**Instructions to follow**
Strip the pictures and reproduce the rest of the listing exactly.

Records with interface code
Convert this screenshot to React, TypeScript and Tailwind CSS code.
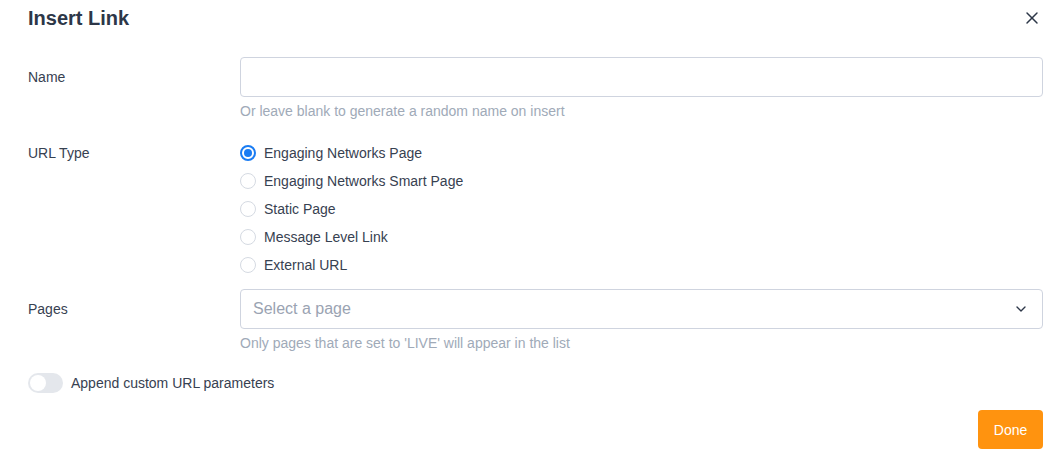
import React, { useState } from "react";
import { X, ChevronDown } from "lucide-react";

const urlTypes = [
    "Engaging Networks Page",
    "Engaging Networks Smart Page",
    "Static Page",
    "Message Level Link",
    "External URL",
];

export default function App() {
    const [urlType, setUrlType] = useState(0);
    const [append, setAppend] = useState(false);

    return (
        <div className="w-[1062px] h-[469px] bg-white pl-7 pr-[19px] font-['Liberation_Sans',Arial,sans-serif] text-[#374151]">
            <div className="flex items-center justify-between h-[36px]">
                <h1 className="text-[20px] font-bold text-[#2d3748]">Insert Link</h1>
                <button className="text-[#2d3748] mr-[1px]">
                    <X className="w-5 h-5" strokeWidth={1.75} />
                </button>
            </div>

            <div className="flex mt-[21px]">
                <div className="w-[212px] h-[40px] flex items-center text-sm">Name</div>
                <div className="flex-1">
                    <input type="text" className="w-full h-[40px] rounded border border-[#cfd4df] px-3 text-base outline-none" />
                    <p className="mt-1 h-5 text-sm leading-5 text-[#a0aab8]">Or leave blank to generate a random name on insert</p>
                </div>
            </div>

            <div className="flex mt-[18px]">
                <div className="w-[212px] h-[28px] flex items-center text-sm">URL Type</div>
                <div className="flex-1 flex flex-col">
                    {urlTypes.map((t, i) => (
                        <label key={t} className="h-[28px] flex items-center gap-2 text-sm cursor-pointer" onClick={() => setUrlType(i)}>
                            {urlType === i ? (
                                <span className="w-4 h-4 rounded-full border-2 border-[#1a7cf3] flex items-center justify-center">
                                    <span className="w-2 h-2 rounded-full bg-[#1a7cf3]" />
                                </span>
                            ) : (
                                <span className="w-4 h-4 rounded-full border border-[#d5dae2]" />
                            )}
                            {t}
                        </label>
                    ))}
                </div>
            </div>

            <div className="flex mt-[10px]">
                <div className="w-[212px] h-[40px] flex items-center text-sm">Pages</div>
                <div className="flex-1">
                    <div className="h-[40px] rounded border border-[#cfd4df] pl-3 pr-[13px] flex items-center justify-between">
                        <span className="text-base text-[#9aa3b2]">Select a page</span>
                        <ChevronDown className="w-4 h-4 text-[#2d3748]" strokeWidth={2} />
                    </div>
                    <p className="mt-1 h-5 text-sm leading-5 text-[#a0aab8]">Only pages that are set to 'LIVE' will appear in the list</p>
                </div>
            </div>

            <div className="flex items-center gap-2 mt-[20px] h-[20px]">
                <button
                    onClick={() => setAppend(!append)}
                    className={`w-[35px] h-[20px] rounded-full p-[2px] flex ${append ? "bg-[#1a7cf3] justify-end" : "bg-[#e4e7ec] justify-start"}`}
                >
                    <span className="w-4 h-4 rounded-full bg-white" />
                </button>
                <span className="text-sm">Append custom URL parameters</span>
            </div>

            <div className="flex justify-end mt-[17px]">
                <button className="w-[65px] h-[39px] rounded bg-[#ff930f] text-white text-sm">Done</button>
            </div>
        </div>
    );
}
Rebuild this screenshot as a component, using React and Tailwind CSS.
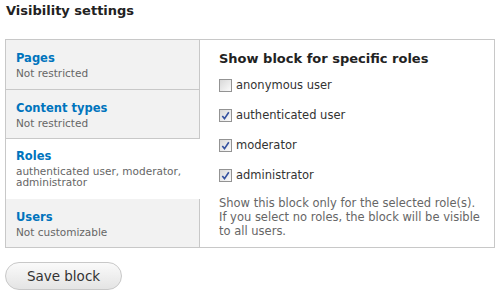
import { useState } from "react";

const tabs = [
  { title: "Pages", summary: "Not restricted" },
  { title: "Content types", summary: "Not restricted" },
  { title: "Roles", summary: "authenticated user, moderator, administrator" },
  { title: "Users", summary: "Not customizable" },
];

const roles = [
  { label: "anonymous user", checked: false },
  { label: "authenticated user", checked: true },
  { label: "moderator", checked: true },
  { label: "administrator", checked: true },
];

function Checkbox({ checked }) {
  return (
    <span className="w-[13px] h-[13px] border border-[#939393] bg-gradient-to-br from-[#d8d8d8] to-[#fbfbfb] flex items-center justify-center shrink-0">
      {checked && (
        <svg width="9" height="9" viewBox="0 0 9 9">
          <path d="M1.3 4.9 L3.5 7.6 L7.8 1.3" fill="none" stroke="#34519f" strokeWidth="1.6" />
        </svg>
      )}
    </span>
  );
}

export default function App() {
  const [active] = useState(2);
  return (
    <div className="w-[500px] h-[295px] bg-white text-[#333] font-['DejaVu_Sans',Verdana,sans-serif]">
      <h2 className="text-[13px] font-bold text-[#222] pl-[6px] pt-[2px] leading-[18px]">
        Visibility settings
      </h2>
      <div className="mx-[5px] mt-[19px] w-[490px] h-[209px] border border-[#c8c8c8] flex">
        <ul className="w-[194px] shrink-0 flex flex-col">
          {tabs.map((t, i) => (
            <li
              key={t.title}
              className={
                i === active
                  ? "bg-white pl-[10px] pr-[8px] pt-[9px] flex-none"
                  : "bg-[#f2f2f2] pl-[10px] pr-[8px] pt-[10px] border-r border-[#c8c8c8] border-b border-b-[#c8c8c8] last:border-b-0 flex-none"
              }
              style={{ height: [50, 49, 60, 48][i] }}
            >
              <div className="text-[11.5px] font-bold text-[#0074bd] leading-[16px]">{t.title}</div>
              <div className="text-[10.5px] text-[#666] leading-[11px] mt-[2px]">{t.summary}</div>
            </li>
          ))}
        </ul>
        <div className="flex-1 pl-[19px] pt-[10px]">
          <h3 className="text-[13px] font-bold text-[#222] leading-[18px]">
            Show block for specific roles
          </h3>
          <div className="flex flex-col gap-[17px] mt-[11px]">
            {roles.map((r) => (
              <label key={r.label} className="flex items-center gap-[4px] text-[11.5px] text-[#333] leading-[13px]">
                <Checkbox checked={r.checked} />
                {r.label}
              </label>
            ))}
          </div>
          <p className="text-[11.5px] text-[#666] leading-[14px] mt-[14px]">
            Show this block only for the selected role(s).
            <br />
            If you select no roles, the block will be visible
            <br />
            to all users.
          </p>
        </div>
      </div>
      <button className="ml-[5px] mt-[14px] w-[117px] h-[28px] rounded-full border border-[#c8c8c8] bg-gradient-to-b from-[#fafafa] to-[#e4e4e4] text-[13.5px] text-[#333] leading-[26px]">
        Save block
      </button>
    </div>
  );
}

**Output of the exercise**
Convert this screenshot to React, TypeScript and Tailwind CSS code.
import React, { useState } from "react";
import { X, ChevronDown } from "lucide-react";

const urlTypes = [
    "Engaging Networks Page",
    "Engaging Networks Smart Page",
    "Static Page",
    "Message Level Link",
    "External URL",
];

export default function App() {
    const [urlType, setUrlType] = useState(0);
    const [append, setAppend] = useState(false);

    return (
        <div className="w-[1062px] h-[469px] bg-white pl-7 pr-[19px] font-['Liberation_Sans',Arial,sans-serif] text-[#374151]">
            <div className="flex items-center justify-between h-[36px]">
                <h1 className="text-[20px] font-bold text-[#2d3748]">Insert Link</h1>
                <button className="text-[#2d3748] mr-[1px]">
                    <X className="w-5 h-5" strokeWidth={1.75} />
                </button>
            </div>

            <div className="flex mt-[21px]">
                <div className="w-[212px] h-[40px] flex items-center text-sm">Name</div>
                <div className="flex-1">
                    <input type="text" className="w-full h-[40px] rounded border border-[#cfd4df] px-3 text-base outline-none" />
                    <p className="mt-1 h-5 text-sm leading-5 text-[#a0aab8]">Or leave blank to generate a random name on insert</p>
                </div>
            </div>

            <div className="flex mt-[18px]">
                <div className="w-[212px] h-[28px] flex items-center text-sm">URL Type</div>
                <div className="flex-1 flex flex-col">
                    {urlTypes.map((t, i) => (
                        <label key={t} className="h-[28px] flex items-center gap-2 text-sm cursor-pointer" onClick={() => setUrlType(i)}>
                            {urlType === i ? (
                                <span className="w-4 h-4 rounded-full border-2 border-[#1a7cf3] flex items-center justify-center">
                                    <span className="w-2 h-2 rounded-full bg-[#1a7cf3]" />
                                </span>
                            ) : (
                                <span className="w-4 h-4 rounded-full border border-[#d5dae2]" />
                            )}
                            {t}
                        </label>
                    ))}
                </div>
            </div>

            <div className="flex mt-[10px]">
                <div className="w-[212px] h-[40px] flex items-center text-sm">Pages</div>
                <div className="flex-1">
                    <div className="h-[40px] rounded border border-[#cfd4df] pl-3 pr-[13px] flex items-center justify-between">
                        <span className="text-base text-[#9aa3b2]">Select a page</span>
                        <ChevronDown className="w-4 h-4 text-[#2d3748]" strokeWidth={2} />
                    </div>
                    <p className="mt-1 h-5 text-sm leading-5 text-[#a0aab8]">Only pages that are set to 'LIVE' will appear in the list</p>
                </div>
            </div>

            <div className="flex items-center gap-2 mt-[20px] h-[20px]">
                <button
                    onClick={() => setAppend(!append)}
                    className={`w-[35px] h-[20px] rounded-full p-[2px] flex ${append ? "bg-[#1a7cf3] justify-end" : "bg-[#e4e7ec] justify-start"}`}
                >
                    <span className="w-4 h-4 rounded-full bg-white" />
                </button>
                <span className="text-sm">Append custom URL parameters</span>
            </div>

            <div className="flex justify-end mt-[17px]">
                <button className="w-[65px] h-[39px] rounded bg-[#ff930f] text-white text-sm">Done</button>
            </div>
        </div>
    );
}
Rebuild this screenshot as a component, using React and Tailwind CSS.
import { useState } from "react";

const tabs = [
  { title: "Pages", summary: "Not restricted" },
  { title: "Content types", summary: "Not restricted" },
  { title: "Roles", summary: "authenticated user, moderator, administrator" },
  { title: "Users", summary: "Not customizable" },
];

const roles = [
  { label: "anonymous user", checked: false },
  { label: "authenticated user", checked: true },
  { label: "moderator", checked: true },
  { label: "administrator", checked: true },
];

function Checkbox({ checked }) {
  return (
    <span className="w-[13px] h-[13px] border border-[#939393] bg-gradient-to-br from-[#d8d8d8] to-[#fbfbfb] flex items-center justify-center shrink-0">
      {checked && (
        <svg width="9" height="9" viewBox="0 0 9 9">
          <path d="M1.3 4.9 L3.5 7.6 L7.8 1.3" fill="none" stroke="#34519f" strokeWidth="1.6" />
        </svg>
      )}
    </span>
  );
}

export default function App() {
  const [active] = useState(2);
  return (
    <div className="w-[500px] h-[295px] bg-white text-[#333] font-['DejaVu_Sans',Verdana,sans-serif]">
      <h2 className="text-[13px] font-bold text-[#222] pl-[6px] pt-[2px] leading-[18px]">
        Visibility settings
      </h2>
      <div className="mx-[5px] mt-[19px] w-[490px] h-[209px] border border-[#c8c8c8] flex">
        <ul className="w-[194px] shrink-0 flex flex-col">
          {tabs.map((t, i) => (
            <li
              key={t.title}
              className={
                i === active
                  ? "bg-white pl-[10px] pr-[8px] pt-[9px] flex-none"
                  : "bg-[#f2f2f2] pl-[10px] pr-[8px] pt-[10px] border-r border-[#c8c8c8] border-b border-b-[#c8c8c8] last:border-b-0 flex-none"
              }
              style={{ height: [50, 49, 60, 48][i] }}
            >
              <div className="text-[11.5px] font-bold text-[#0074bd] leading-[16px]">{t.title}</div>
              <div className="text-[10.5px] text-[#666] leading-[11px] mt-[2px]">{t.summary}</div>
            </li>
          ))}
        </ul>
        <div className="flex-1 pl-[19px] pt-[10px]">
          <h3 className="text-[13px] font-bold text-[#222] leading-[18px]">
            Show block for specific roles
          </h3>
          <div className="flex flex-col gap-[17px] mt-[11px]">
            {roles.map((r) => (
              <label key={r.label} className="flex items-center gap-[4px] text-[11.5px] text-[#333] leading-[13px]">
                <Checkbox checked={r.checked} />
                {r.label}
              </label>
            ))}
          </div>
          <p className="text-[11.5px] text-[#666] leading-[14px] mt-[14px]">
            Show this block only for the selected role(s).
            <br />
            If you select no roles, the block will be visible
            <br />
            to all users.
          </p>
        </div>
      </div>
      <button className="ml-[5px] mt-[14px] w-[117px] h-[28px] rounded-full border border-[#c8c8c8] bg-gradient-to-b from-[#fafafa] to-[#e4e4e4] text-[13.5px] text-[#333] leading-[26px]">
        Save block
      </button>
    </div>
  );
}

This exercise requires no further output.